▶ _THE REQUEST_
Retype the opening lines of the data exactly, stopping after the line that contains "const activeTab = ref('Einzelheiten')". Skip every picture.

▶ _DATA PROVIDED_
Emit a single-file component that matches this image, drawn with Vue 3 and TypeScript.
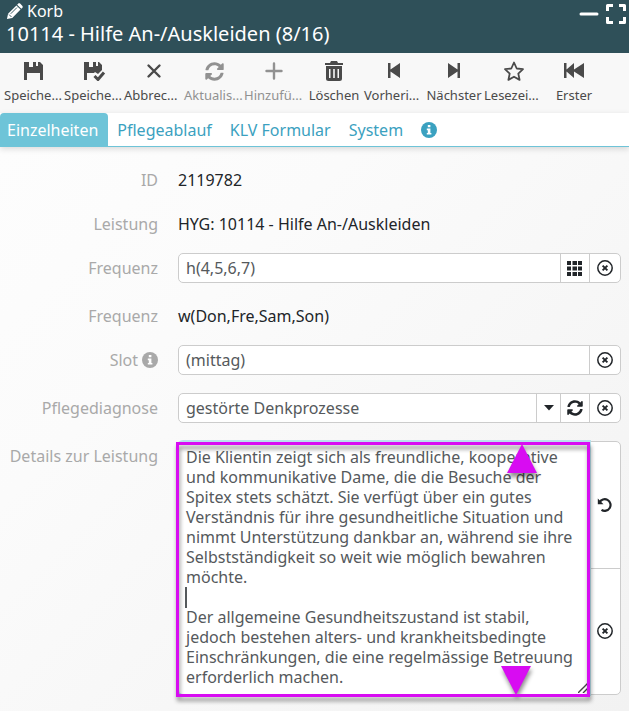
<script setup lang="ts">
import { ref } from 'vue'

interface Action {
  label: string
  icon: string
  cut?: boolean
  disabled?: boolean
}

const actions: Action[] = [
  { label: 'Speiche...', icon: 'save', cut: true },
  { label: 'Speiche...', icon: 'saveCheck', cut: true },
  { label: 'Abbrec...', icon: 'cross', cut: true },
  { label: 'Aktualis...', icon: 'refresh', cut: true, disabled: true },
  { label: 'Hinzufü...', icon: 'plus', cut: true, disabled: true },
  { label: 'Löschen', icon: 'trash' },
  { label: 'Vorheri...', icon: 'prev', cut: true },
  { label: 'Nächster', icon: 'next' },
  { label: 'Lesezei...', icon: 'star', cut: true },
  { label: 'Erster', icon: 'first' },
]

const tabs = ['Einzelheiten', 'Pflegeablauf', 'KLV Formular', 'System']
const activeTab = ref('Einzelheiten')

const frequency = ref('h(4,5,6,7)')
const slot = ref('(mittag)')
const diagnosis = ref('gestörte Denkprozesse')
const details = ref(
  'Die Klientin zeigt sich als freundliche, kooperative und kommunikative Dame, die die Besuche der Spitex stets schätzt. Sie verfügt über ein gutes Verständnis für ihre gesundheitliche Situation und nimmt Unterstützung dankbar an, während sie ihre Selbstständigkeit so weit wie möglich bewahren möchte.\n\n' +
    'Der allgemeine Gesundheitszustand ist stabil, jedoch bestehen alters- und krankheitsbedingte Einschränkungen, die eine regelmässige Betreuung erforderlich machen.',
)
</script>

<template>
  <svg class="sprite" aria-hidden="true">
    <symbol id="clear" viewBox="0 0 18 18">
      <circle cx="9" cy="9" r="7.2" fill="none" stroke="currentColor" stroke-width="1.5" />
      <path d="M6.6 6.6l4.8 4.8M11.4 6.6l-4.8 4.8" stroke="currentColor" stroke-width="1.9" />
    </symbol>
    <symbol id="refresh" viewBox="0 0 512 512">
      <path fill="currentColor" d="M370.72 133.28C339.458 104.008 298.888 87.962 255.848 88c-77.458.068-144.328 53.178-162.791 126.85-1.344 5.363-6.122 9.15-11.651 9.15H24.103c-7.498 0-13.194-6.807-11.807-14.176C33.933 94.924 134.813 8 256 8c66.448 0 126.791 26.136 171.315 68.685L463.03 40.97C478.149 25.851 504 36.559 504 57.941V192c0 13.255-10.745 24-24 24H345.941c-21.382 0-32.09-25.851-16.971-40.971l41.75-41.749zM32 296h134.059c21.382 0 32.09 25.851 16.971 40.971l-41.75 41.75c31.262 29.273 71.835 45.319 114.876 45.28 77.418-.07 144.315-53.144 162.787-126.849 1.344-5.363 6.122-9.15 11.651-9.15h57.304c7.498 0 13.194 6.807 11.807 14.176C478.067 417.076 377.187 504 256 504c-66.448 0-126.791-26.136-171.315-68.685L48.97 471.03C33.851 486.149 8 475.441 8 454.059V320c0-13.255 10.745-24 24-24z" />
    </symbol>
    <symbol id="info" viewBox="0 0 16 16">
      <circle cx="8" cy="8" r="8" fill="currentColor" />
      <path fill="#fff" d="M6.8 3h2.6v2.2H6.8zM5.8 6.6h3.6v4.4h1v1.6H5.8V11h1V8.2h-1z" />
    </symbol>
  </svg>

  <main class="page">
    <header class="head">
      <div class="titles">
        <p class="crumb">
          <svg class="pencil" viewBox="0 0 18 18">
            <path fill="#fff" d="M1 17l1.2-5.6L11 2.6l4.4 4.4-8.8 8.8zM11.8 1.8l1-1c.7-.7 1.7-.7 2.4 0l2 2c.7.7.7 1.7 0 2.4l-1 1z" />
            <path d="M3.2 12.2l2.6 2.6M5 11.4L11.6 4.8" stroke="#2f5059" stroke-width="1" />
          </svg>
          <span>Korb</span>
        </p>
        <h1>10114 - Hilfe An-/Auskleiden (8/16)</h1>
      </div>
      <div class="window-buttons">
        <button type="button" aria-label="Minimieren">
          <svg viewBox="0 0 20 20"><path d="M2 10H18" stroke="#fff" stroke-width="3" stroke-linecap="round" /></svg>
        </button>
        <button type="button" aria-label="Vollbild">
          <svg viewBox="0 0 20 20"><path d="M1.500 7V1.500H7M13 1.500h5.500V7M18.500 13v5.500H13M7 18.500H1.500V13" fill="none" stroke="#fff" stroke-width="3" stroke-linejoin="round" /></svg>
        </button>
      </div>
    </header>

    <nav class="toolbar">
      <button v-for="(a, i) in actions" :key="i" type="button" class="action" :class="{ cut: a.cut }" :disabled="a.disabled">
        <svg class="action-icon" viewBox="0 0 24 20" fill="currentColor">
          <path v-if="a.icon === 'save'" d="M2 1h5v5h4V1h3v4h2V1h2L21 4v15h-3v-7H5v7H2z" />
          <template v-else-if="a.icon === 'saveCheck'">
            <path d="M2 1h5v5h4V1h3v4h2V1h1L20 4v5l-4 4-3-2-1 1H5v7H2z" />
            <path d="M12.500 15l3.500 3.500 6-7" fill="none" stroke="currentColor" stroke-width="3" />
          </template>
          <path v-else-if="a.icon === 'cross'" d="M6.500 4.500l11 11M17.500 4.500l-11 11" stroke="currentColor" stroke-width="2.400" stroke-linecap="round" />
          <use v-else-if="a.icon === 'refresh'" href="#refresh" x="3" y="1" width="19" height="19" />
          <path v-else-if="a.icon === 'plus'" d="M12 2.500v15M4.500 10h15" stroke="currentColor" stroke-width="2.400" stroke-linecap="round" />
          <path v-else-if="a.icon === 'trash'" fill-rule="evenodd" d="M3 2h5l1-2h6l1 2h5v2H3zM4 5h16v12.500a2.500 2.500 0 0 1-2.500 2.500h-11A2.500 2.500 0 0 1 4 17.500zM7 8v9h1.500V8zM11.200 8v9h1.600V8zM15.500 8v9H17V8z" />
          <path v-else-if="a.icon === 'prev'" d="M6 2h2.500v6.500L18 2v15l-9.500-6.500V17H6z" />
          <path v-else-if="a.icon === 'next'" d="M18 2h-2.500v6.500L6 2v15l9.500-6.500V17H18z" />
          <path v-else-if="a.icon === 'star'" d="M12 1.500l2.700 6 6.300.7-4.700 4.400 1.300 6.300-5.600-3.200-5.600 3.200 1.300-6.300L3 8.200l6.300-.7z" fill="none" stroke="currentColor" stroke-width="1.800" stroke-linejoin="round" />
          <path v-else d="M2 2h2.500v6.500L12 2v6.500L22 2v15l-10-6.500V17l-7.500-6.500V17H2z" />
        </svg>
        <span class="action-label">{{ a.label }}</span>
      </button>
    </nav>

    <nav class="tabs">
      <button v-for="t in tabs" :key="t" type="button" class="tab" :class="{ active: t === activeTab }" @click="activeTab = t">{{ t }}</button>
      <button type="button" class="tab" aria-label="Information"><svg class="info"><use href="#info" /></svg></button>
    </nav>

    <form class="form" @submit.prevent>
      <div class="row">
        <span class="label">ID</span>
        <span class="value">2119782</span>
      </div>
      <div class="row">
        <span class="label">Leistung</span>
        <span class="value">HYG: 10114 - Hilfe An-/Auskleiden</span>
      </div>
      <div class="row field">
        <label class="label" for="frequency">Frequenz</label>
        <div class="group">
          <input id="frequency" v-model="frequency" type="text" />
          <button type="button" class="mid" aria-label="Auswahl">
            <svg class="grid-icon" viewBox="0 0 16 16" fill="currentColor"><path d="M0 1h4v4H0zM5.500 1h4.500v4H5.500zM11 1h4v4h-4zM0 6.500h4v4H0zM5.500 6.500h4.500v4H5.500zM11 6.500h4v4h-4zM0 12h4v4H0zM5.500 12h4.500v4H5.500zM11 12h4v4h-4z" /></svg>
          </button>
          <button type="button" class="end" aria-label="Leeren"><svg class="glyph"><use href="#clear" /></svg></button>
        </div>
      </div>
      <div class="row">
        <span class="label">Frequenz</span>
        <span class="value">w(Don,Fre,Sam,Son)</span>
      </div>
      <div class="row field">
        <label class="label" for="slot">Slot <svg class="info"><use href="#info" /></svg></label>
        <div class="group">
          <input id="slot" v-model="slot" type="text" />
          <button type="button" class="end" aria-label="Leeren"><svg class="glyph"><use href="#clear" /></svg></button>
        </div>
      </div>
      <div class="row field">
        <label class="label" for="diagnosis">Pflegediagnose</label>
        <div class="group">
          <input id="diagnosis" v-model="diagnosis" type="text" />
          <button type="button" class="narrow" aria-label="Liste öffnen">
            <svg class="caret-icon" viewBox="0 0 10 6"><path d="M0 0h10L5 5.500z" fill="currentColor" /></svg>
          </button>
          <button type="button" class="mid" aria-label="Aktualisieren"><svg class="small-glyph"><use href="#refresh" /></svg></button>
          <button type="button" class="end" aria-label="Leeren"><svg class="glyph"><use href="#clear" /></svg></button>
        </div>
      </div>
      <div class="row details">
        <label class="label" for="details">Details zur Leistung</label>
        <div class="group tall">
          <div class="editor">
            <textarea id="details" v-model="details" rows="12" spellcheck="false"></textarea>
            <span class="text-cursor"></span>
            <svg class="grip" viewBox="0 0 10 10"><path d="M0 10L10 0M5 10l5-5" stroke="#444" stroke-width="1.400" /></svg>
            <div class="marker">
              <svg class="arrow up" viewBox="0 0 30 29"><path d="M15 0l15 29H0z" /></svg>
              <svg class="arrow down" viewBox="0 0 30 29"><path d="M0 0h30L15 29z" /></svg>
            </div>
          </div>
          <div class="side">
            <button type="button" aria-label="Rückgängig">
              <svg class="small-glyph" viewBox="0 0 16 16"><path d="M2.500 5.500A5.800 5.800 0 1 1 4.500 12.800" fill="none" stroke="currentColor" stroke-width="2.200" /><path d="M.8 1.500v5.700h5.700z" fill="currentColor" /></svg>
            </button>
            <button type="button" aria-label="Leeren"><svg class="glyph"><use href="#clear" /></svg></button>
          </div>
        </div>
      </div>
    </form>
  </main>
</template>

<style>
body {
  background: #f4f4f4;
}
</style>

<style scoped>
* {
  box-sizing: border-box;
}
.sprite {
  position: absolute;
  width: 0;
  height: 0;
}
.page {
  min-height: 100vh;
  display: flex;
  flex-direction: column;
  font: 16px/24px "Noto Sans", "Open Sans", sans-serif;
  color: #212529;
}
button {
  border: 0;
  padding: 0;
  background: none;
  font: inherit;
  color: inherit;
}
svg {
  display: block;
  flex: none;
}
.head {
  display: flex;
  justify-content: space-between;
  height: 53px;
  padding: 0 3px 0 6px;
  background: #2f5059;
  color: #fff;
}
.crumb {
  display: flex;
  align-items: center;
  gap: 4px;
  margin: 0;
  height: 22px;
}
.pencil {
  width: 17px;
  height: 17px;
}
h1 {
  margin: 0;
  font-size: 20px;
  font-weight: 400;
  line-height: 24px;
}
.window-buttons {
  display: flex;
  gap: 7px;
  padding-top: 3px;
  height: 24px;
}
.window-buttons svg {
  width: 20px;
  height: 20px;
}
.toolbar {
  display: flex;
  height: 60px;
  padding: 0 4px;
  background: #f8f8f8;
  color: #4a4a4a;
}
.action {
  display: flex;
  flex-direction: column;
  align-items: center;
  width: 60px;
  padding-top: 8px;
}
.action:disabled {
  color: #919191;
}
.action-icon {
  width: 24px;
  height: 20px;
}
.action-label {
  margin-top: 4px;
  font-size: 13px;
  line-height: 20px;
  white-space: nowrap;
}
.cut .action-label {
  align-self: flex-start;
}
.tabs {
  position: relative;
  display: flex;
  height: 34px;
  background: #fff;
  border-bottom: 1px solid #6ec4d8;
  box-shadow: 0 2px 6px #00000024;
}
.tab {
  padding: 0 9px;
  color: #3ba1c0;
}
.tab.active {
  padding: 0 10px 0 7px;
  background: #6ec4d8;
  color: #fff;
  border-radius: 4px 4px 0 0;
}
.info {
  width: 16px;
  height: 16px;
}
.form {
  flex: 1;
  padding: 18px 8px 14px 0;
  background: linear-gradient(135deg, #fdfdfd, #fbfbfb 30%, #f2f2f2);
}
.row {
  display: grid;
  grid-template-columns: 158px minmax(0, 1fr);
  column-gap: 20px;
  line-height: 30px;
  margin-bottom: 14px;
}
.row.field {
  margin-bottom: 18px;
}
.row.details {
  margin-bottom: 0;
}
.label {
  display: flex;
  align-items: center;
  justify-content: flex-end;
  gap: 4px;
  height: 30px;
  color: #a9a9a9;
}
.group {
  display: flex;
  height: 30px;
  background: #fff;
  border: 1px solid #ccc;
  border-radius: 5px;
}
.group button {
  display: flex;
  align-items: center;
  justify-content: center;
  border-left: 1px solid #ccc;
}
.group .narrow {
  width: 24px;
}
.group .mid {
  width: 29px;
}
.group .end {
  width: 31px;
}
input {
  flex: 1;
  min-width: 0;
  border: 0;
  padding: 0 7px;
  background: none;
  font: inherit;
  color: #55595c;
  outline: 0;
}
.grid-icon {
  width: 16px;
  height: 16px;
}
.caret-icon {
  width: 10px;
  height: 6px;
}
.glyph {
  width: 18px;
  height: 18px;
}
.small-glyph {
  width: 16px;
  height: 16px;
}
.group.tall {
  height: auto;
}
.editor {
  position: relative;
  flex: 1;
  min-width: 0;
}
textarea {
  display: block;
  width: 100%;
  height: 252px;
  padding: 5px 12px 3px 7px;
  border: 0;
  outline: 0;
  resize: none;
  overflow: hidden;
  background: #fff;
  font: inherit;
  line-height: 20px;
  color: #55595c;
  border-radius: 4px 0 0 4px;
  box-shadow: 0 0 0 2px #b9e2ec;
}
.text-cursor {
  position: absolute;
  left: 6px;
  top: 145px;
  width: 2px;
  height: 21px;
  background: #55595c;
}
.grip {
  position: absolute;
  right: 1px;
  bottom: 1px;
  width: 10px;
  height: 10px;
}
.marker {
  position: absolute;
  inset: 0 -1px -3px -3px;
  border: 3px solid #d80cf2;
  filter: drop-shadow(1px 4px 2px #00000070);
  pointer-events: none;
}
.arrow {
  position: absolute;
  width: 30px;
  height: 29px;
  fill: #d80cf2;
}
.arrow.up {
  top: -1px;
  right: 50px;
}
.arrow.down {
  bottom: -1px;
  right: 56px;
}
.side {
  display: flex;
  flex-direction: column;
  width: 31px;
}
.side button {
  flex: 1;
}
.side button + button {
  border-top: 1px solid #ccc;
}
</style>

▶ _EXPECTED ANSWER_
Emit a single-file component that matches this image, drawn with Vue 3 and TypeScript.
<script setup lang="ts">
import { ref } from 'vue'

interface Action {
  label: string
  icon: string
  cut?: boolean
  disabled?: boolean
}

const actions: Action[] = [
  { label: 'Speiche...', icon: 'save', cut: true },
  { label: 'Speiche...', icon: 'saveCheck', cut: true },
  { label: 'Abbrec...', icon: 'cross', cut: true },
  { label: 'Aktualis...', icon: 'refresh', cut: true, disabled: true },
  { label: 'Hinzufü...', icon: 'plus', cut: true, disabled: true },
  { label: 'Löschen', icon: 'trash' },
  { label: 'Vorheri...', icon: 'prev', cut: true },
  { label: 'Nächster', icon: 'next' },
  { label: 'Lesezei...', icon: 'star', cut: true },
  { label: 'Erster', icon: 'first' },
]

const tabs = ['Einzelheiten', 'Pflegeablauf', 'KLV Formular', 'System']
const activeTab = ref('Einzelheiten')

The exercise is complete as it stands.